The Sarkara Devi Temple acquired the present fame and popularity with the introduction of Kaliyoot by Anizham Thirunal Marthanda Varma, the Travancore sovereign, in 1748.
Facts and legends related to Kaliyoot
Kaliyoot was originally a practice that existed in the north Malabar. The credit of bringing this ritual to southern parts of Kerala belongs to King Marthanda Varma (1729–1758). Legend has it that king Marthanda Varma tried several times to annexe the kingdom of Kayamkulam. Though he was defeated and disappointed all these times he was so determined that he decided to try again. With this obstinate vision he made another arrangement for war. On his way to Kayamkulam the king chose the big ground near the Sarkara temple to take rest.
Soon he was surrounded by local people and their leaders. It was from them the king happened to hear about the powers of the Sarkara Devi. He promised that he would offer her a Kaliyoot if she blesses him to win the war. He became victorious in that war and kept his promise.

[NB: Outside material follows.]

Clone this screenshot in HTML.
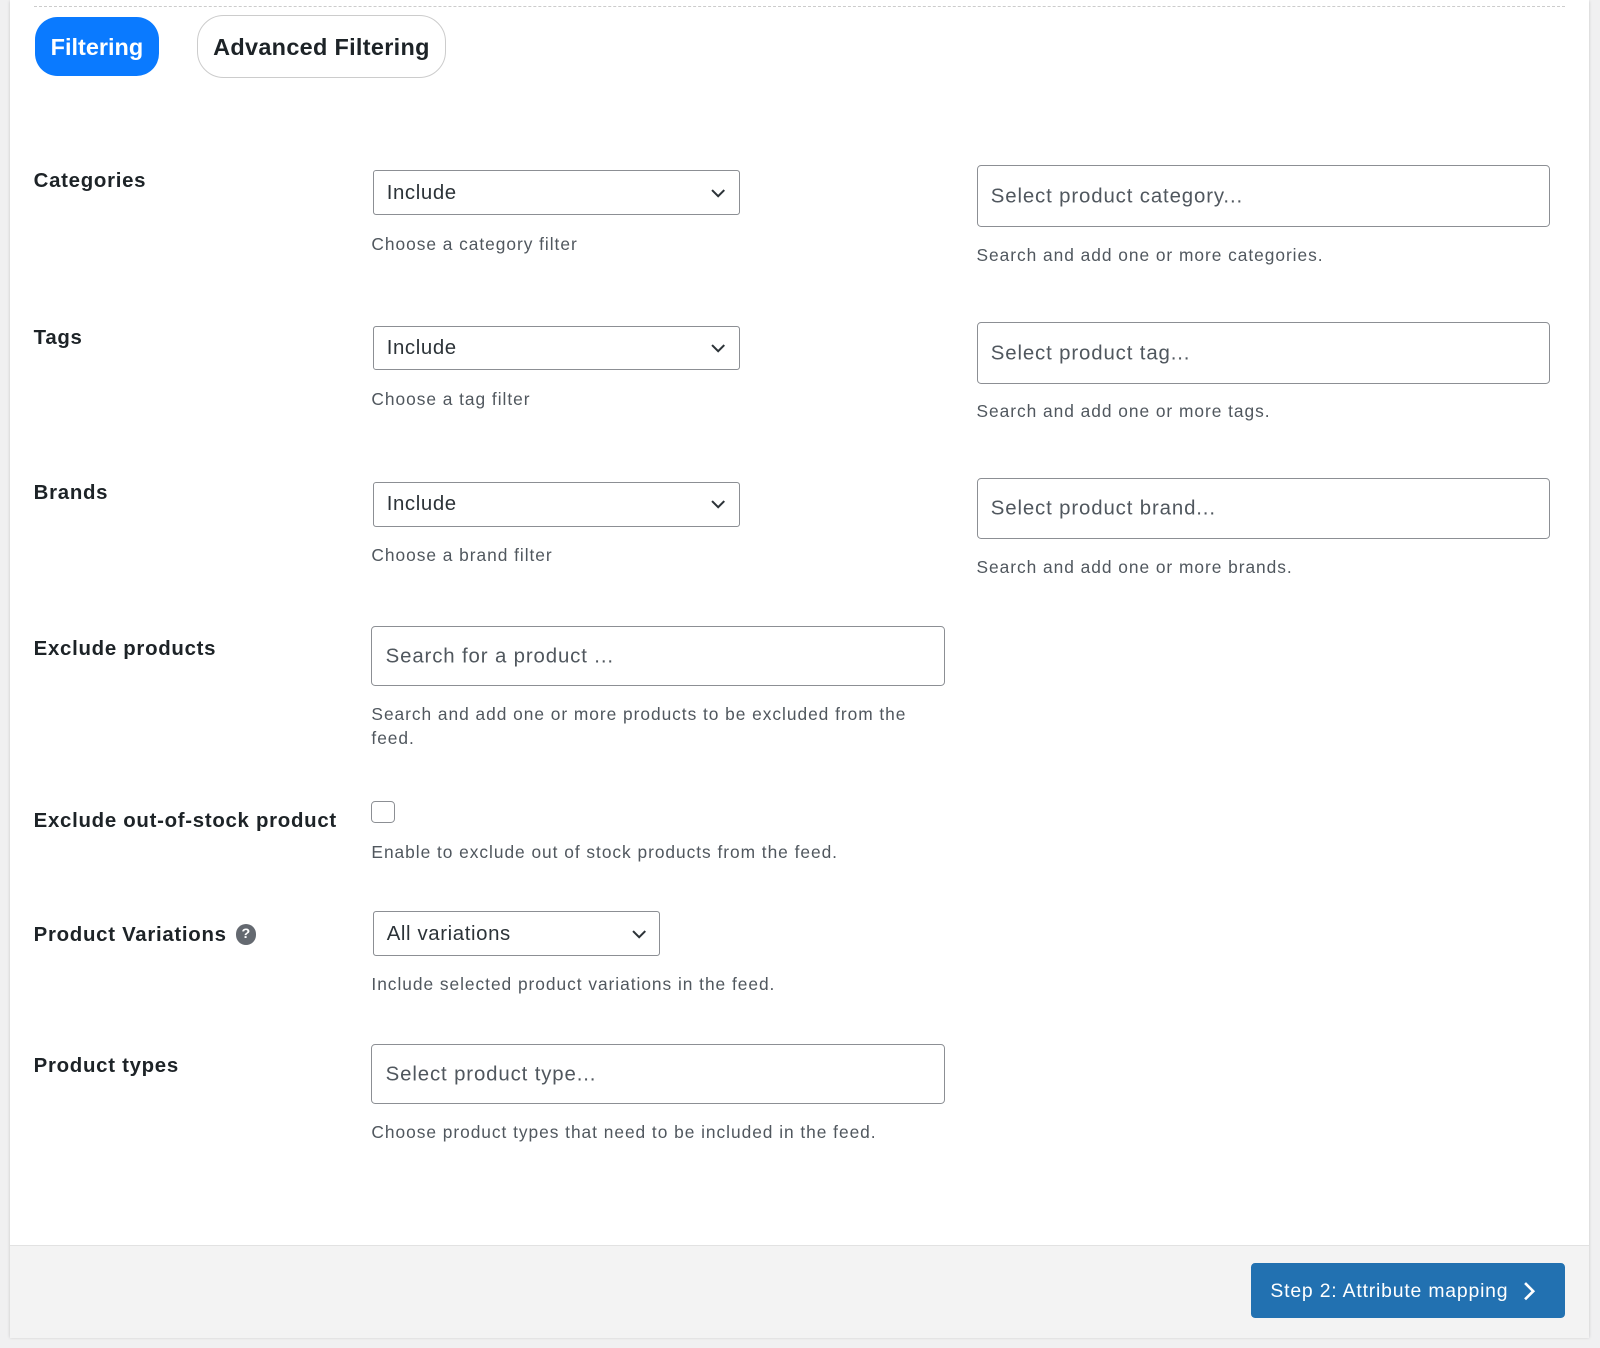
<!DOCTYPE html>
<html><head><meta charset="utf-8"><style>
html,body{margin:0;padding:0;background:#f0f0f1;width:1600px;height:1348px;overflow:hidden}
#w{zoom:1.020408;position:relative;width:1568px;height:1321px;font-family:"Liberation Sans",Arial,sans-serif}
.panel{position:absolute;left:10px;top:0;width:1547px;height:1310px;background:#fff;box-shadow:0 1px 3px rgba(0,0,0,.18)}
.foot{position:absolute;left:10px;top:1220px;width:1547px;height:90px;background:#f3f3f3;border-top:1px solid #e2e2e2}
.a{position:absolute;white-space:nowrap}
.lbl{font-weight:bold;font-size:20px;color:#1d2327;line-height:24px;letter-spacing:0.7px}
.help{font-size:17px;color:#50575e;line-height:23px;letter-spacing:0.95px}
.sel{border:1px solid #8c8f94;border-radius:3px;background:#fff;box-sizing:border-box;font-size:20px;color:#2c3338;letter-spacing:0.6px}
.sel span{position:absolute;left:12px;top:50%;transform:translateY(-48%)}
.sel svg{position:absolute;right:12px;top:50%;margin-top:-6px}
.inp{border:1px solid #8c8f94;border-radius:4px;background:#fff;box-sizing:border-box;font-size:20px;color:#50575e;letter-spacing:0.85px}
.inp span{position:absolute;left:13px;top:50%;transform:translateY(-46%)}
</style></head><body><div id="w">
<div class="panel"></div>
<div class="foot"></div>
<div class="a" style="left:33px;top:6px;width:1501px;border-top:1px dashed #ccc"></div>

<div class="a" style="left:34px;top:17px;width:122px;height:57px;background:#0a7aff;border-radius:22px;color:#fff;font-weight:bold;font-size:23px;line-height:59px;text-align:center">Filtering</div>
<div class="a" style="left:193px;top:15px;width:244px;height:61px;box-sizing:border-box;border:1px solid #ccc;border-radius:26px;color:#1d2327;font-weight:bold;font-size:23px;line-height:61px;text-align:center;letter-spacing:0.3px">Advanced Filtering</div>

<div class="a lbl" style="left:33px;top:166px">Categories</div>
<div class="a lbl" style="left:33px;top:319px">Tags</div>
<div class="a lbl" style="left:33px;top:471px">Brands</div>
<div class="a lbl" style="left:33px;top:624px">Exclude products</div>
<div class="a lbl" style="left:33px;top:793px">Exclude out-of-stock product</div>
<div class="a lbl" style="left:33px;top:905px">Product Variations</div>
<div class="a" style="left:231px;top:906px;width:20px;height:20px;border-radius:50%;background:#646970;color:#fff;font-weight:bold;font-size:14px;line-height:20px;text-align:center">?</div>
<div class="a lbl" style="left:33px;top:1033px">Product types</div>

<div class="a sel" style="left:366px;top:167px;width:359px;height:44px"><span>Include</span><svg width="16" height="12" viewBox="0 0 16 12"><path d="M2 3l6 6 6-6" fill="none" stroke="#2c3338" stroke-width="2"/></svg></div>
<div class="a sel" style="left:366px;top:319px;width:359px;height:44px"><span>Include</span><svg width="16" height="12" viewBox="0 0 16 12"><path d="M2 3l6 6 6-6" fill="none" stroke="#2c3338" stroke-width="2"/></svg></div>
<div class="a sel" style="left:366px;top:472px;width:359px;height:44px"><span>Include</span><svg width="16" height="12" viewBox="0 0 16 12"><path d="M2 3l6 6 6-6" fill="none" stroke="#2c3338" stroke-width="2"/></svg></div>
<div class="a sel" style="left:366px;top:893px;width:281px;height:44px"><span>All variations</span><svg width="16" height="12" viewBox="0 0 16 12"><path d="M2 3l6 6 6-6" fill="none" stroke="#2c3338" stroke-width="2"/></svg></div>

<div class="a help" style="left:364px;top:228px">Choose a category filter</div>
<div class="a help" style="left:364px;top:380px">Choose a tag filter</div>
<div class="a help" style="left:364px;top:533px">Choose a brand filter</div>

<div class="a inp" style="left:957px;top:162px;width:562px;height:60px"><span>Select product category...</span></div>
<div class="a inp" style="left:957px;top:316px;width:562px;height:60px"><span>Select product tag...</span></div>
<div class="a inp" style="left:957px;top:468px;width:562px;height:60px"><span>Select product brand...</span></div>
<div class="a help" style="left:957px;top:239px">Search and add one or more categories.</div>
<div class="a help" style="left:957px;top:392px">Search and add one or more tags.</div>
<div class="a help" style="left:957px;top:545px">Search and add one or more brands.</div>

<div class="a inp" style="left:364px;top:613px;width:562px;height:59px"><span>Search for a product ...</span></div>
<div class="a help" style="left:364px;top:689px">Search and add one or more products to be excluded from the</div>
<div class="a help" style="left:364px;top:712px">feed.</div>

<div class="a" style="left:364px;top:785px;width:23px;height:22px;box-sizing:border-box;border:1px solid #8c8f94;border-radius:4px;background:#fff"></div>
<div class="a help" style="left:364px;top:824px">Enable to exclude out of stock products from the feed.</div>
<div class="a help" style="left:364px;top:954px">Include selected product variations in the feed.</div>

<div class="a inp" style="left:364px;top:1023px;width:562px;height:59px"><span>Select product type...</span></div>
<div class="a help" style="left:364px;top:1099px">Choose product types that need to be included in the feed.</div>

<div class="a" style="left:1226px;top:1238px;width:308px;height:54px;background:#2271b1;border-radius:4px;color:#fff;font-size:19px;line-height:55px;letter-spacing:0.8px"><span style="position:absolute;left:19px">Step 2: Attribute mapping</span><svg style="position:absolute;left:266px;top:17px" width="14" height="20" viewBox="0 0 14 20"><path d="M3 2l8 8-8 8" fill="none" stroke="#fff" stroke-width="2.6"/></svg></div>
</div></body></html>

The Kaliyoot festival falls in the Malayalam month of Kumbham (February/March). The object of the festival is to offer the first harvest to the Goddess. The rituals and ceremonies related to the festival extend up to nine days. It also involves a dramatic presentation of the story related to the genesis of Kali and the confrontation between Kali and the demon Darika, which represents good and evil respectively.